The Alesis XT Digital Reverb can be used in conjunction with a mixing console providing stereo reverb returns, or stand-alone with electric instruments and amplifiers. The Alesis XT contains a large memory array and a high speed arithmetic processing circuit that executes special Alesis-developed algorithms.
The result is reverberation typical of units costing ten times as much. Extra memory and high speed electronics give the Alesis XT a generous frequency response of 14KHZ, formerly found only in very expensive units. Excellent treble response preserves the delicate sibilance of vocals and the brilliance of certain percussion instruments.

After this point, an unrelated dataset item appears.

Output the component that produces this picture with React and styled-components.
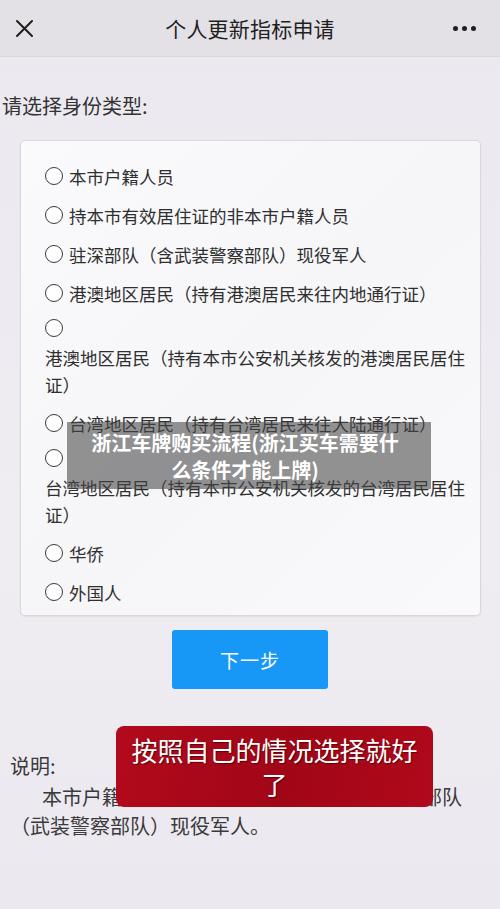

Large memory capacity gives the XT a remarkably flat and uniform frequency response rarely found in even the best acoustic chambers.
The arithmetic processor in the Alesis XT has special overflow handling circuitry that avoids the abrupt output transients caused by clipping in many audio digital processing products. Overdriving the XT is not recommended, but due to its soft clipping characteristic, output saturation often goes unnoticed with no adverse effect.
The Alesis XT has the ability to generate extremely high echo density. Controlled from the front panel, a single impulse can be turned into hundreds or many thousands of discreet output pulses, all distributed in full stereo. High echo density gives the Alesis XT particularly smooth decay, even with the most difficult percussive material.
Front panel controls allow variation of delays, frequency response, echo density and decay times. The controls are organized in a logical, easily understood way to allow for quick setup and change. For those not familiar with digital reverberation, the top of the unit is screened with flowcharts and descriptive control information.
Rear panel connections interface easily to other equipment. A loop in the reverberator input circuit is provided for additional equipment such as equalizers and digital delays. The delay and frequency response options available at the front panel make the loop necessary only in special effect situations.